> [DATASET CONTENT]:
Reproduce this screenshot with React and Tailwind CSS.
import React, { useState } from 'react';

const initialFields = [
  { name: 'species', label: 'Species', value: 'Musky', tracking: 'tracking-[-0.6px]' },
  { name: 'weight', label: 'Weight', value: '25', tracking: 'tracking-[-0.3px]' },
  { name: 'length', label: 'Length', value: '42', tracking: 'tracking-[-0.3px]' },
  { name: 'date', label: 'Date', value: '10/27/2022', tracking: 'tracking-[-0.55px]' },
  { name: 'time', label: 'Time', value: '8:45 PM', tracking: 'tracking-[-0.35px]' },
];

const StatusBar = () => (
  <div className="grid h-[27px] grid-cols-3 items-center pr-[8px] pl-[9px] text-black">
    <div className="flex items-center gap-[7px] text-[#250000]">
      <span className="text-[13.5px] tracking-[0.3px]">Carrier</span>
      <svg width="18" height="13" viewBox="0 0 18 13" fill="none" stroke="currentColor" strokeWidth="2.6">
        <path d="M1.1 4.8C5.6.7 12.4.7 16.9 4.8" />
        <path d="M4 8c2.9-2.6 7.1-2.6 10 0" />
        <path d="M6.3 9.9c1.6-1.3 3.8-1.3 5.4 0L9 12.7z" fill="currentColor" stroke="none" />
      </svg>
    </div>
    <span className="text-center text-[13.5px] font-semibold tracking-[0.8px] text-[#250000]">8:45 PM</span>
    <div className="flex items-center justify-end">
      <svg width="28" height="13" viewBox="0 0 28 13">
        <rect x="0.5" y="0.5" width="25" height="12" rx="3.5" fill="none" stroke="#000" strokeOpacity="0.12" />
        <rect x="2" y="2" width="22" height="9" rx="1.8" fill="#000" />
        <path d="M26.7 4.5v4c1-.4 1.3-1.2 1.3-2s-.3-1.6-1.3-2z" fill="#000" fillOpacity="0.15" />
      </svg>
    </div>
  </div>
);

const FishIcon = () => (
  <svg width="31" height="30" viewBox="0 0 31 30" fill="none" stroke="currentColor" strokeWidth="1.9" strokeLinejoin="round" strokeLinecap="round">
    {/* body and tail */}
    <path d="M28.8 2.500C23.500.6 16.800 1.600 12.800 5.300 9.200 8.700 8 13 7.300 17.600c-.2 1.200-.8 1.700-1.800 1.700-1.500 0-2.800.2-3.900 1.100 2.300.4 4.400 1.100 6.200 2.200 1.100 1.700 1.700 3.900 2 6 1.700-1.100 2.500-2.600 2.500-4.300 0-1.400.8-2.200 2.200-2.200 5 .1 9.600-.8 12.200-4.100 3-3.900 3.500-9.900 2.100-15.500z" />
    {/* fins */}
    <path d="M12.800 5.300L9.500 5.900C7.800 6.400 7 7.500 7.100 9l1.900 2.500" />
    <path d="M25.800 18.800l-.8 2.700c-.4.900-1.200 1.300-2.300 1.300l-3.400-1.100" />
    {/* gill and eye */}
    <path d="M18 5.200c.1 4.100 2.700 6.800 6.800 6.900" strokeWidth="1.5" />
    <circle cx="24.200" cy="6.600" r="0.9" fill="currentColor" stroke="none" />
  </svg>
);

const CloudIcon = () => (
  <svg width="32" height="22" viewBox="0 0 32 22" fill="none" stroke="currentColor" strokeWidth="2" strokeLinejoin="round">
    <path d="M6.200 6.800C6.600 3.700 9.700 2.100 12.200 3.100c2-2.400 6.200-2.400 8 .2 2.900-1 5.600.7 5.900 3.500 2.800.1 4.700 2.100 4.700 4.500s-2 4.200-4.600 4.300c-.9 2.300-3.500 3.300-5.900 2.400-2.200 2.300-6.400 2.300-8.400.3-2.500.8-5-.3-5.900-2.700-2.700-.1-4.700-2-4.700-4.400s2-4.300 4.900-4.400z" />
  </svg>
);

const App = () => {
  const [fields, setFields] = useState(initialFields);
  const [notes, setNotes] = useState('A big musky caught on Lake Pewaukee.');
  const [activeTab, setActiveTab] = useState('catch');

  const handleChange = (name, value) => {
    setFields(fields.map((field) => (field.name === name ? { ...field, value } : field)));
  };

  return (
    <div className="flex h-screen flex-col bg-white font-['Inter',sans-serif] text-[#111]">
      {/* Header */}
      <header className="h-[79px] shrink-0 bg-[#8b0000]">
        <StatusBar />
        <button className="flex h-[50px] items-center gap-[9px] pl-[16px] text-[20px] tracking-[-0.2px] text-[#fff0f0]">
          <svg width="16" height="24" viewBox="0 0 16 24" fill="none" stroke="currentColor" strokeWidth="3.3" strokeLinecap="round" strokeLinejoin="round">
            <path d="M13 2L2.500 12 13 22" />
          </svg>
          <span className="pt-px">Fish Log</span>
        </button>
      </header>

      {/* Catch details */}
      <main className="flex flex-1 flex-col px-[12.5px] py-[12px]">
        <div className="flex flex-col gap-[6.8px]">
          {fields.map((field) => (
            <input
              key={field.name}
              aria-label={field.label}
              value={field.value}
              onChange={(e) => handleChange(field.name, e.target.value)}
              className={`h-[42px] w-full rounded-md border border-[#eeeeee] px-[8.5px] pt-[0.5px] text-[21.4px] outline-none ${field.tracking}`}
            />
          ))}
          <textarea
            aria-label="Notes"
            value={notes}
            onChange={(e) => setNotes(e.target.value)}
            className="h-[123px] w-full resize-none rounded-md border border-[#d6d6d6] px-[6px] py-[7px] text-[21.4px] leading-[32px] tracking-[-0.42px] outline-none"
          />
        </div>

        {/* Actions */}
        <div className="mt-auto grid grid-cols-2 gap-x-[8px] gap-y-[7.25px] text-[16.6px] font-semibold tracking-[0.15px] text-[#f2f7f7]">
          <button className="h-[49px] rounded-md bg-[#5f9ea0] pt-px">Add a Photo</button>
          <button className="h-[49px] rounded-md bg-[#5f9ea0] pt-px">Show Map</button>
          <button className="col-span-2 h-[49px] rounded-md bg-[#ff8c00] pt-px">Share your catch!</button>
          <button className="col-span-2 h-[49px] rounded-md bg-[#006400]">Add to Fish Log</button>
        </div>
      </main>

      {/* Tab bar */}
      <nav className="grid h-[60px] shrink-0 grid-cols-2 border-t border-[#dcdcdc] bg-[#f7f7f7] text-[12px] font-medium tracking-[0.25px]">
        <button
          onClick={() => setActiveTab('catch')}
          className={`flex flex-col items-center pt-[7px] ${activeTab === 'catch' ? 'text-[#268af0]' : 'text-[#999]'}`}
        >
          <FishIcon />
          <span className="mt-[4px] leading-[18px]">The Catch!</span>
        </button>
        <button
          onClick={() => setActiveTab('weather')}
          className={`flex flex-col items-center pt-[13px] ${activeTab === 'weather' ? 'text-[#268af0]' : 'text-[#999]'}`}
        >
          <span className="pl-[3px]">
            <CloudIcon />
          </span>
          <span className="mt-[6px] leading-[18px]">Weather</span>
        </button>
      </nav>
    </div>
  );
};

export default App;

> [WRITTEN EXERCISE]:
Copy out the whole listing exactly as written.

> [EXPECTED OUTPUT]:
Reproduce this screenshot with React and Tailwind CSS.
import React, { useState } from 'react';

const initialFields = [
  { name: 'species', label: 'Species', value: 'Musky', tracking: 'tracking-[-0.6px]' },
  { name: 'weight', label: 'Weight', value: '25', tracking: 'tracking-[-0.3px]' },
  { name: 'length', label: 'Length', value: '42', tracking: 'tracking-[-0.3px]' },
  { name: 'date', label: 'Date', value: '10/27/2022', tracking: 'tracking-[-0.55px]' },
  { name: 'time', label: 'Time', value: '8:45 PM', tracking: 'tracking-[-0.35px]' },
];

const StatusBar = () => (
  <div className="grid h-[27px] grid-cols-3 items-center pr-[8px] pl-[9px] text-black">
    <div className="flex items-center gap-[7px] text-[#250000]">
      <span className="text-[13.5px] tracking-[0.3px]">Carrier</span>
      <svg width="18" height="13" viewBox="0 0 18 13" fill="none" stroke="currentColor" strokeWidth="2.6">
        <path d="M1.1 4.8C5.6.7 12.4.7 16.9 4.8" />
        <path d="M4 8c2.9-2.6 7.1-2.6 10 0" />
        <path d="M6.3 9.9c1.6-1.3 3.8-1.3 5.4 0L9 12.7z" fill="currentColor" stroke="none" />
      </svg>
    </div>
    <span className="text-center text-[13.5px] font-semibold tracking-[0.8px] text-[#250000]">8:45 PM</span>
    <div className="flex items-center justify-end">
      <svg width="28" height="13" viewBox="0 0 28 13">
        <rect x="0.5" y="0.5" width="25" height="12" rx="3.5" fill="none" stroke="#000" strokeOpacity="0.12" />
        <rect x="2" y="2" width="22" height="9" rx="1.8" fill="#000" />
        <path d="M26.7 4.5v4c1-.4 1.3-1.2 1.3-2s-.3-1.6-1.3-2z" fill="#000" fillOpacity="0.15" />
      </svg>
    </div>
  </div>
);

const FishIcon = () => (
  <svg width="31" height="30" viewBox="0 0 31 30" fill="none" stroke="currentColor" strokeWidth="1.9" strokeLinejoin="round" strokeLinecap="round">
    {/* body and tail */}
    <path d="M28.8 2.500C23.500.6 16.800 1.600 12.800 5.300 9.200 8.700 8 13 7.300 17.600c-.2 1.200-.8 1.700-1.800 1.700-1.500 0-2.800.2-3.900 1.100 2.300.4 4.400 1.100 6.200 2.200 1.100 1.700 1.700 3.900 2 6 1.700-1.100 2.500-2.600 2.500-4.300 0-1.400.8-2.200 2.200-2.200 5 .1 9.600-.8 12.200-4.100 3-3.900 3.500-9.900 2.100-15.500z" />
    {/* fins */}
    <path d="M12.800 5.300L9.500 5.900C7.800 6.400 7 7.500 7.100 9l1.900 2.500" />
    <path d="M25.800 18.800l-.8 2.700c-.4.900-1.200 1.300-2.300 1.300l-3.400-1.100" />
    {/* gill and eye */}
    <path d="M18 5.200c.1 4.100 2.700 6.800 6.800 6.900" strokeWidth="1.5" />
    <circle cx="24.200" cy="6.600" r="0.9" fill="currentColor" stroke="none" />
  </svg>
);

const CloudIcon = () => (
  <svg width="32" height="22" viewBox="0 0 32 22" fill="none" stroke="currentColor" strokeWidth="2" strokeLinejoin="round">
    <path d="M6.200 6.800C6.600 3.700 9.700 2.100 12.200 3.100c2-2.400 6.200-2.400 8 .2 2.900-1 5.600.7 5.900 3.500 2.800.1 4.700 2.100 4.700 4.500s-2 4.200-4.600 4.300c-.9 2.300-3.500 3.300-5.900 2.400-2.200 2.300-6.400 2.300-8.400.3-2.500.8-5-.3-5.900-2.700-2.700-.1-4.700-2-4.700-4.400s2-4.300 4.900-4.400z" />
  </svg>
);

const App = () => {
  const [fields, setFields] = useState(initialFields);
  const [notes, setNotes] = useState('A big musky caught on Lake Pewaukee.');
  const [activeTab, setActiveTab] = useState('catch');

  const handleChange = (name, value) => {
    setFields(fields.map((field) => (field.name === name ? { ...field, value } : field)));
  };

  return (
    <div className="flex h-screen flex-col bg-white font-['Inter',sans-serif] text-[#111]">
      {/* Header */}
      <header className="h-[79px] shrink-0 bg-[#8b0000]">
        <StatusBar />
        <button className="flex h-[50px] items-center gap-[9px] pl-[16px] text-[20px] tracking-[-0.2px] text-[#fff0f0]">
          <svg width="16" height="24" viewBox="0 0 16 24" fill="none" stroke="currentColor" strokeWidth="3.3" strokeLinecap="round" strokeLinejoin="round">
            <path d="M13 2L2.500 12 13 22" />
          </svg>
          <span className="pt-px">Fish Log</span>
        </button>
      </header>

      {/* Catch details */}
      <main className="flex flex-1 flex-col px-[12.5px] py-[12px]">
        <div className="flex flex-col gap-[6.8px]">
          {fields.map((field) => (
            <input
              key={field.name}
              aria-label={field.label}
              value={field.value}
              onChange={(e) => handleChange(field.name, e.target.value)}
              className={`h-[42px] w-full rounded-md border border-[#eeeeee] px-[8.5px] pt-[0.5px] text-[21.4px] outline-none ${field.tracking}`}
            />
          ))}
          <textarea
            aria-label="Notes"
            value={notes}
            onChange={(e) => setNotes(e.target.value)}
            className="h-[123px] w-full resize-none rounded-md border border-[#d6d6d6] px-[6px] py-[7px] text-[21.4px] leading-[32px] tracking-[-0.42px] outline-none"
          />
        </div>

        {/* Actions */}
        <div className="mt-auto grid grid-cols-2 gap-x-[8px] gap-y-[7.25px] text-[16.6px] font-semibold tracking-[0.15px] text-[#f2f7f7]">
          <button className="h-[49px] rounded-md bg-[#5f9ea0] pt-px">Add a Photo</button>
          <button className="h-[49px] rounded-md bg-[#5f9ea0] pt-px">Show Map</button>
          <button className="col-span-2 h-[49px] rounded-md bg-[#ff8c00] pt-px">Share your catch!</button>
          <button className="col-span-2 h-[49px] rounded-md bg-[#006400]">Add to Fish Log</button>
        </div>
      </main>

      {/* Tab bar */}
      <nav className="grid h-[60px] shrink-0 grid-cols-2 border-t border-[#dcdcdc] bg-[#f7f7f7] text-[12px] font-medium tracking-[0.25px]">
        <button
          onClick={() => setActiveTab('catch')}
          className={`flex flex-col items-center pt-[7px] ${activeTab === 'catch' ? 'text-[#268af0]' : 'text-[#999]'}`}
        >
          <FishIcon />
          <span className="mt-[4px] leading-[18px]">The Catch!</span>
        </button>
        <button
          onClick={() => setActiveTab('weather')}
          className={`flex flex-col items-center pt-[13px] ${activeTab === 'weather' ? 'text-[#268af0]' : 'text-[#999]'}`}
        >
          <span className="pl-[3px]">
            <CloudIcon />
          </span>
          <span className="mt-[6px] leading-[18px]">Weather</span>
        </button>
      </nav>
    </div>
  );
};

export default App;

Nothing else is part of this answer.